Article updated to reflect that Whitehorse is targeting $1.5 billion for Fund III

Methodology

The SI 30 ranking is based on the amount of dedicated secondaries capital raised by firms between 1 January 2014 and 30 June 2019.

What counts?

Structures: Limited partnerships; co-investment funds; separate accounts; capital raised by secondaries firms that happen to be publicly traded; seed capital and GP commitment.

Strategies: Private equity secondaries; real estate secondaries; infrastructure secondaries; real assets secondaries; dedicated direct secondaries funds; secondaries specific capital raised by funds of funds.

What does not count?

Direct private funds (private equity, real estate or infrastructure); hedge funds; opportunistic capital raises; deal-by-deal capital raises; PIPE investments; debt funds, including mezzanine funds; leverage; soft circle commitments.

Definitions:

Secondaries: For purposes of the SI 30, the definition of secondaries capital is capital raised for a dedicated programme of investing directly into the secondaries market. This includes equity capital for diversified private equity, real estate, buyout, growth equity, venture capital and turnaround or control-oriented distressed secondaries investment opportunities.

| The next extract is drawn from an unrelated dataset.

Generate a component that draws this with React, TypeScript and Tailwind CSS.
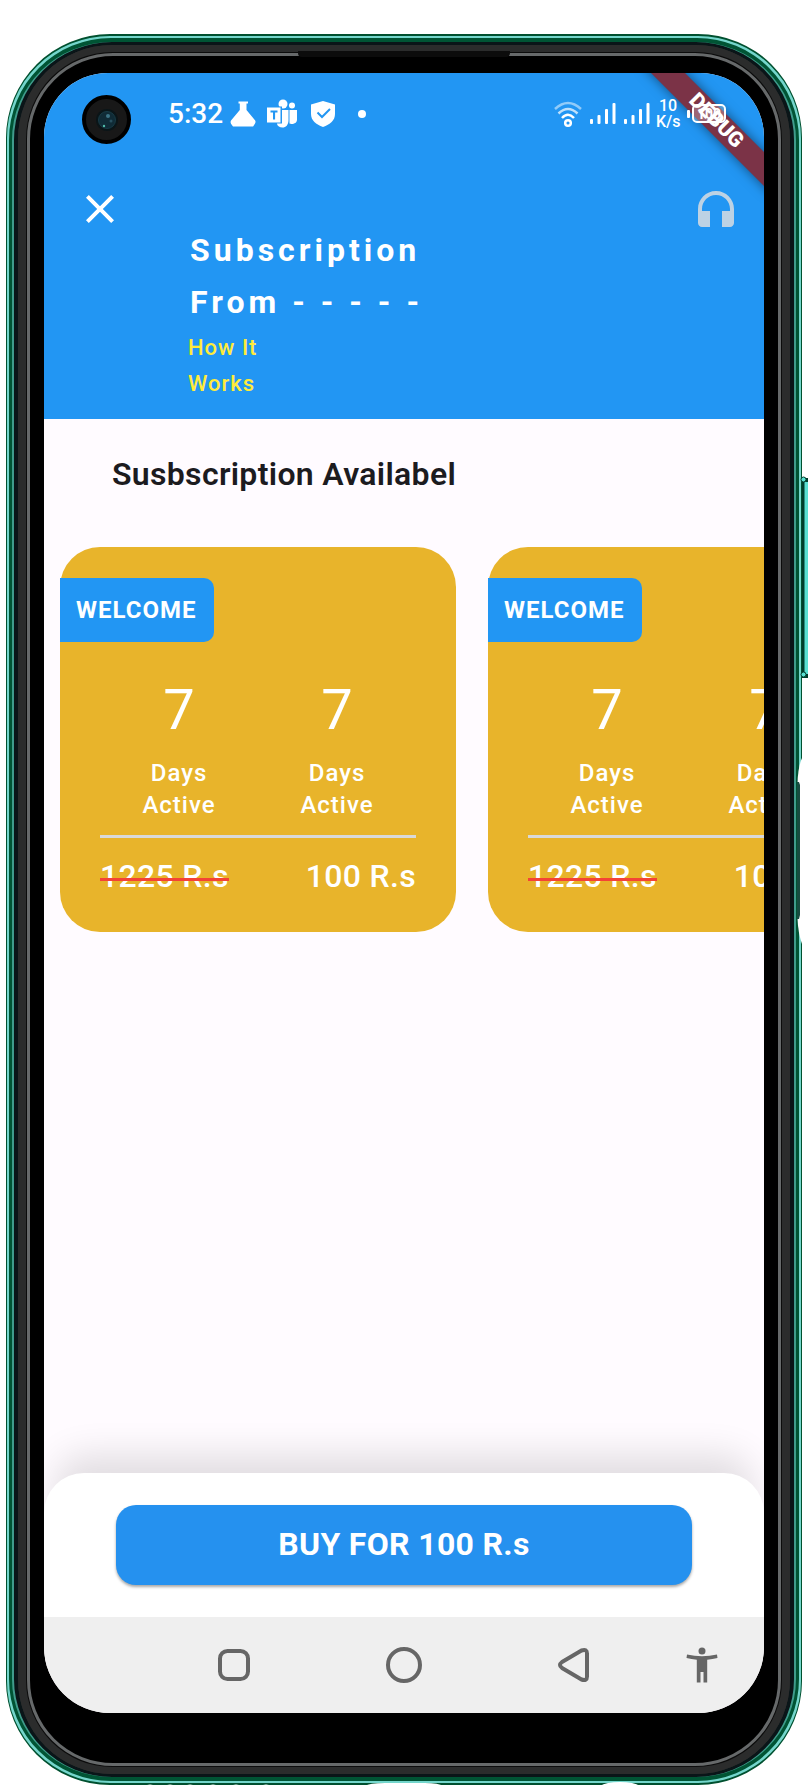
import React from "react";

function StatusBar() {
  return (
    <div className="relative z-10 flex h-[82px] shrink-0 items-center pl-[124px] pr-[37px] leading-none text-white">
      <span className="w-[62px] text-[28px] font-medium">5:32</span>
      <svg className="h-[26px] w-[26px]" viewBox="0 0 26 26" fill="currentColor" aria-hidden="true">
        <path d="M8.500 0.500h9.500v2h-1.500v6.500l8.700 10.500q.8 1.500-.3 3.200l-1.800 2.800H3l-2-2.800q-1-1.700 0-3.200L9.800 9V2.500H8.500z" />
      </svg>
      <svg className="ml-[11px] h-[30px] w-[30px]" viewBox="0 0 30 30" fill="currentColor" aria-hidden="true">
        <circle cx="16" cy="5" r="4.500" />
        <circle cx="25" cy="6.500" r="3" />
        <path d="M22.500 11H30v9.500c0 3-2.500 4.500-5.500 4.500q-1.300 0-2-.4z" />
        <path d="M11 11h10.500v10c0 5-2.800 7.500-6 7.500-3 0-4.800-1.200-5.500-3.500z" />
        <path d="M-.5 7.500h15.500v17H-.5z" fill="#2296f3" />
        <path d="M0 8.500h13.500v15H0z" />
        <path d="M3.500 11.500h7v2h-2.400v7H6v-7H3.500z" fill="#2296f3" />
      </svg>
      <svg className="ml-[13px] h-[28px] w-[26px]" viewBox="0 0 26 28" fill="currentColor" aria-hidden="true">
        <path d="M13 1 25 4.500V14c0 6.500-5 10.500-12 13C6 24.500 1 20.500 1 14V4.500z" />
        <path d="M7.500 12.500l4.500 4.500 8-8" fill="none" stroke="#2296f3" strokeWidth="2" />
      </svg>
      <span className="ml-[22px] h-2 w-2 rounded-full bg-white" />
      <div className="ml-auto flex items-center">
        <svg className="h-[28px] w-[28px]" viewBox="0 0 28 28" fill="none" stroke="currentColor" strokeWidth="2.500" aria-hidden="true">
          <path d="M1 9q13-12 26 0" opacity=".5" />
          <path d="M4.500 13.500q9.500-9 19 0" opacity=".7" />
          <path d="M8 18q6-6.500 12 0" />
          <circle cx="14" cy="23" r="2.800" />
        </svg>
        <Signal />
        <Signal />
        <div className="ml-[6px] w-[24px] text-center text-[16px] font-medium leading-4">
          10
          <br />
          K/s
        </div>
        <svg className="ml-[7px] h-[22px] w-[40px]" viewBox="0 0 40 22" aria-hidden="true">
          <rect x="0" y="7" width="3" height="8" rx="1" fill="white" />
          <rect x="6" y="2" width="32" height="17" rx="4" fill="rgba(255,255,255,.25)" stroke="white" strokeWidth="2" />
          <text x="22" y="16" textAnchor="middle" fontFamily="Roboto, sans-serif" fontSize="14" fontWeight="700" fill="white">
            100
          </text>
        </svg>
      </div>
    </div>
  );
}

function Signal() {
  return (
    <svg className="ml-[8px] h-[22px] w-[26px]" viewBox="0 0 26 22" fill="currentColor" aria-hidden="true">
      <rect x="0" y="16" width="3" height="5" rx="1" />
      <rect x="7.500" y="12" width="3" height="9" rx="1" />
      <rect x="15" y="6" width="3" height="15" rx="1" />
      <rect x="22.500" y="0" width="3" height="21" rx="1" />
    </svg>
  );
}

function Header() {
  return (
    <header className="h-[346px] shrink-0 bg-[#2296f3]">
      <StatusBar />
      <div className="flex items-start pt-[30px] pl-[32px] pr-[24px]">
        <button type="button" aria-label="Close" className="h-[48px] w-[48px] text-white">
          <svg viewBox="0 0 24 24" fill="currentColor" className="h-full w-full">
            <path d="M19 6.410 17.590 5 12 10.590 6.410 5 5 6.410 10.590 12 5 17.590 6.410 19 12 13.410 17.590 19 19 17.590 13.410 12z" />
          </svg>
        </button>
        <div className="ml-[64px] w-[250px] pt-[39px]">
          <h1 className="pl-[2px] text-[32px] font-bold leading-[52px] tracking-[4px] text-white">
            Subscription From&nbsp;-&nbsp;-&nbsp;-&nbsp;-&nbsp;-
          </h1>
          <a href="#how" className="mt-[2px] block w-[100px] text-[22px] font-medium leading-9 tracking-[1px] text-[#ffeb3b]">
            How It Works
          </a>
        </div>
        <button type="button" aria-label="Support" className="ml-auto h-[48px] w-[48px] text-[#bdd2e4]">
          <svg viewBox="0 0 24 24" fill="currentColor" className="h-full w-full">
            <path d="M12 3c-4.970 0-9 4.030-9 9v7c0 1.100.9 2 2 2h4v-8H5v-1c0-3.870 3.130-7 7-7s7 3.130 7 7v1h-4v8h4c1.100 0 2-.9 2-2v-7c0-4.970-4.030-9-9-9z" />
          </svg>
        </button>
      </div>
    </header>
  );
}

function Stat() {
  return (
    <div className="flex-1 text-center text-white">
      <div className="text-[56px] leading-[72px]">7</div>
      <div className="mt-[11px] text-[24px] font-medium leading-8 tracking-[1px]">
        Days
        <br />
        Active
      </div>
    </div>
  );
}

function PlanCard() {
  return (
    <article className="h-[385px] w-[396px] shrink-0 rounded-[40px] bg-[#e8b42b] pt-[31px]">
      <div className="flex h-[64px] w-[154px] items-center rounded-r-[10px] bg-[#2296f3] pl-[16px] text-[24px] font-bold tracking-[1px] text-white">
        WELCOME
      </div>
      <div className="mx-[40px] mt-[32px] flex border-b-[3px] border-[#d9d9d9] pb-[14px]">
        <Stat />
        <Stat />
      </div>
      <div className="mx-[40px] mt-[18px] flex justify-between text-[32px] font-medium leading-[40px] tracking-[0.01em] text-white">
        <s className="relative no-underline after:absolute after:inset-x-0 after:top-[22px] after:h-[3px] after:bg-[#f44336]">1225 R.s</s>
        <span>100 R.s</span>
      </div>
    </article>
  );
}

function NavBar() {
  return (
    <nav className="flex h-[96px] shrink-0 items-center justify-between bg-[#efefef] pl-[166px] pr-[38px] text-[#666666]">
      <button type="button" aria-label="Recent apps">
        <svg className="h-[48px] w-[48px]" viewBox="0 0 48 48" fill="none" stroke="currentColor" strokeWidth="4">
          <rect x="10" y="10" width="28" height="28" rx="7.500" />
        </svg>
      </button>
      <button type="button" aria-label="Home" className="ml-[74px]">
        <svg className="h-[48px] w-[48px]" viewBox="0 0 48 48" fill="none" stroke="currentColor" strokeWidth="4">
          <circle cx="24" cy="24" r="16" />
        </svg>
      </button>
      <button type="button" aria-label="Back" className="ml-[74px]">
        <svg className="h-[48px] w-[48px]" viewBox="0 0 48 48" fill="none" stroke="currentColor" strokeWidth="4" strokeLinejoin="round">
          <path d="M31.500 9.500 12 21q-4 3 0 6l19.500 11.500q5.500 2 5.500-3v-23q0-5-5.500-3z" />
        </svg>
      </button>
      <button type="button" aria-label="Accessibility" className="ml-[32px]">
        <svg className="h-[48px] w-[48px]" viewBox="0 0 48 48" fill="currentColor">
          <circle cx="24" cy="10" r="3.500" />
          <path d="M9 13.500q15 3.500 30 0l.5 3.500q-5 1.200-10.300 1.700V41.500h-3.700V31h-3v10.500h-3.700V18.700Q13.500 18.200 8.500 17z" />
        </svg>
      </button>
    </nav>
  );
}

function Screen() {
  return (
    <div className="relative flex min-w-0 flex-1 flex-col overflow-hidden rounded-t-[64px] rounded-b-[66px] bg-[#fffbff]">
      <Header />
      <main className="flex-1">
        <h2 className="pt-[35px] pl-[68px] text-[32px] font-semibold leading-[40px] tracking-[0.01em] text-[#1c1b1f]">
          Susbscription Availabel
        </h2>
        <div className="mt-[53px] flex gap-8 overflow-hidden pl-[16px]">
          <PlanCard />
          <PlanCard />
        </div>
      </main>
      <div className="h-[144px] shrink-0 rounded-t-[40px] bg-white px-[72px] pt-[32px] shadow-[0_-30px_36px_-12px_rgba(0,0,0,0.12)]">
        <button
          type="button"
          className="h-[80px] w-full rounded-[20px] bg-[#2591ef] pb-[2px] text-[32px] font-bold tracking-[0.01em] text-white shadow-[0_2px_3px_rgba(0,0,0,0.35)]"
        >
          BUY FOR 100 R.s
        </button>
      </div>
      <NavBar />
      <div className="absolute top-[22px] left-[38px] flex h-[49px] w-[49px] items-center justify-center rounded-full border-4 border-black bg-[#181818]">
        <svg className="h-[24px] w-[24px]" viewBox="0 0 24 24" aria-hidden="true">
          <circle cx="12" cy="12" r="11" fill="#0a1518" />
          <circle cx="12" cy="12" r="8.500" fill="#102b36" stroke="#173a45" />
          <circle cx="13" cy="8" r="2" fill="#3d7486" />
          <circle cx="9" cy="18" r="1.200" fill="#4fb9a8" />
          <circle cx="16" cy="13" r="1.500" fill="#28505f" />
        </svg>
      </div>
      <div className="absolute top-[36px] -right-[42px] flex h-[24px] w-[180px] rotate-45 items-center justify-center bg-[#7b3347] text-[21px] font-black text-white shadow-[0_0_12px_rgba(0,0,0,0.5)]">
        DEBUG
      </div>
    </div>
  );
}

export default function App() {
  return (
    <div className="relative flex min-h-screen flex-col overflow-hidden bg-white px-[6px] pt-[34px] pb-px font-[Roboto,sans-serif]">
      <div className="flex flex-1 flex-col rounded-[104px] border-x border-y-2 border-[#00502f] bg-[#74d6cc]">
        <div className="m-[2px] flex flex-1 flex-col rounded-[102px] border-x-[3px] border-y-4 border-[#005434] bg-[#3f9c8c] px-[2px]">
          <div className="flex flex-1 flex-col rounded-[98px] border-x-4 border-y-[3px] border-[#0a1518] bg-[#2b2c2c]">
            <div className="flex flex-1 flex-col rounded-[94px] border-x-8 border-y-[7px] border-[#2b2c2c] bg-[#0b0b0b] p-px">
              <div className="flex flex-1 flex-col rounded-[86px] border-[3px] border-[#66696a] bg-black px-[14px] pt-[17px] pb-[50px]">
                <Screen />
              </div>
            </div>
          </div>
        </div>
      </div>
      <div className="absolute top-[51px] left-1/2 h-[6px] w-[212px] -translate-x-1/2 rounded-b bg-[#0c0c0c]" />
      <svg className="absolute top-[476px] right-0 h-[480px] w-[14px]" viewBox="0 0 14 480" aria-hidden="true">
        <path d="M8 2h6v200H8z" fill="#003d2b" />
        <path d="M10.500 6H14v192h-3.500z" fill="#5ae0d2" />
        <circle cx="9.500" cy="3.500" r="2.500" fill="#5ae0d2" stroke="#003d2b" />
        <circle cx="9.500" cy="198.500" r="2.500" fill="#5ae0d2" stroke="#003d2b" />
        <path d="M8 282q-4 9-4.500 25v135q.5 15 4.500 26h6V282z" fill="white" />
        <path d="M3 306h2l1 3v130l-1 4H3z" fill="#174d41" />
      </svg>
      <svg className="absolute bottom-0 left-0 h-[4px] w-full" viewBox="0 0 808 4" preserveAspectRatio="none" fill="white" aria-hidden="true">
        <path d="M365 4q4-3 20-3h40q14 0 18 3zM600 4q6-4 20-4t20 4zM144 4q6-3 12 0zM164 4q6-3 12 0zM184 4q6-3 12 0zM207 4q6-3 12 0zM230 4q6-3 12 0zM260 4q6-3 12 0z" />
      </svg>
    </div>
  );
}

Capital raised: This means capital definitively committed to a secondaries investment programme. In the case of a fundraising, it means the fund has had a final or official interim close after 1 January 2014. You may count the full amount of a fund if it has a close after this date. And you may count the full amount of an interim close (a real one, not a ‘soft-circle’) that has occurred recently, even if no official announcement has been made. We also count capital raised through co-investment vehicles.